MLP was a forward-structured artificial neural network that mapped a set of input vectors to a set of output vectors. The backpropagation algorithm, a supervised learning technique, was frequently used to train MLPs, which mimicked the human nervous system’s learning and data prediction processes. It first learned, then stored the data with weights and employed algorithms to modify the weights and lessen bias in the training process or the difference between the actual and predicted values. The input, hidden, and output layers were the three types of network layers that made up an MLP. Each layer was made up of a specific number of nodes, which were neurons with non-linear activation functions. Each layer was fully connected to the one before it. The input layer was used to receive data, the hidden layer was used to process the data, and the output layer offered the final prediction. A single network layer’s output was depicted as

$$\begin{array}{c}f\left(x\right)=f\left(\sum _{i}^{M}{\omega }_{i}{x}_{i}+b\right)\end{array}$$
(6)

where x represented the input to the node, w represented the node’s weight, b represented the bias, and f(x) represented the activation function. If each neuron’s activation function was linear, an MLP with multiple layers could be compared to a single-layer neural network. Rectified linear unit (ReLU) was a non-linear activation function used in this work.

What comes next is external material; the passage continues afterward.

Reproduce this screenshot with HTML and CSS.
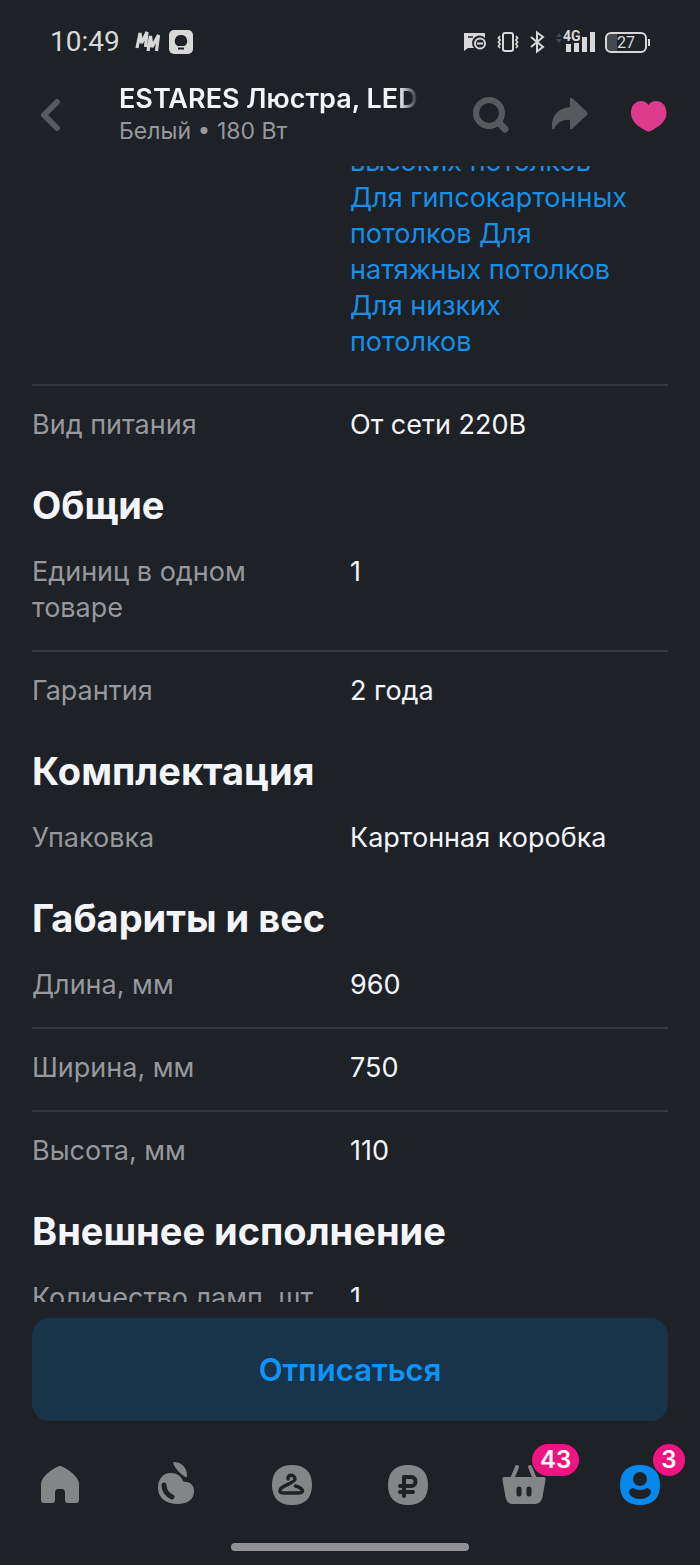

Convolution neural network (CNN)

The convolutional neural network was a feed-forward neural network with artificial neurons that responded to a portion of the surrounding units in the coverage area. CNN comprised three layers: the input layer, the hidden layer, and the output layer, with the hidden layer containing various types of networks such as convolutional, pooling, fully connected (similar to classical neural networks), and normalization layers. The convolutional layer was the core of the CNN and performed the dot product of the convolutional kernel and the layer input matrix, this product was usually the Frobenius inner product, and the activation function was ReLU. The convolution operation produced a feature map as the convolutional kernel moved along the layer’s input matrix. This feature map then became part of the input for the subsequent layer. CNN was a desirable deep learning structure because it required fewer parameters to be considered than other deep neural networks.

Metrics

MAE (mean absolute error) of these n samples was given by

$$\begin{array}{c}MAE=\frac{1}{n}\sum _{i=1}^{n}\left|{y}_{true}^{\left(i\right)}-{y}_{pred}^{\left(i\right)}\right|\end{array}$$
(7)

RMSE (root mean squared error) of these n samples was given by

$$\begin{array}{c}RMSE=\sqrt{\frac{1}{n}\sum _{i=1}^{n}{\left({y}_{true}^{\left(i\right)}-{y}_{pred}^{\left(i\right)}\right)}^{2}}\end{array}$$
(8)

Coefficient of determination (R2) of these n samples was given by

$$\begin{array}{c}{R}^{2}=1-\frac{\sum _{i=1}^{n}{({y}_{true}^{\left(i\right)}-{y}_{pred}^{\left(i\right)})}^{2}}{\sum _{i=1}^{n}{({y}_{true}^{\left(i\right)}-\frac{1}{n}{\sum }_{j=1}^{n}{y}_{true}^{\left(j\right)})}^{2}}\end{array}$$
(9)

Hyperparameters

We employed Bayesian optimization to identify each model’s ideal hyperparameters during model training[54]. This step was crucial because it has been demonstrated that properly tuned hyperparameters could produce predictions with better accuracy than those selected by hand.

10-fold cross-validation

The data were randomly divided into ten equally sized mutually exclusive subsets, each keeping the data distribution as consistent as possible. Nine subsets were taken at a time for the training set and one for the test set. This yielded ten training and test sets, and the final result was the mean of the outcomes of the ten tests.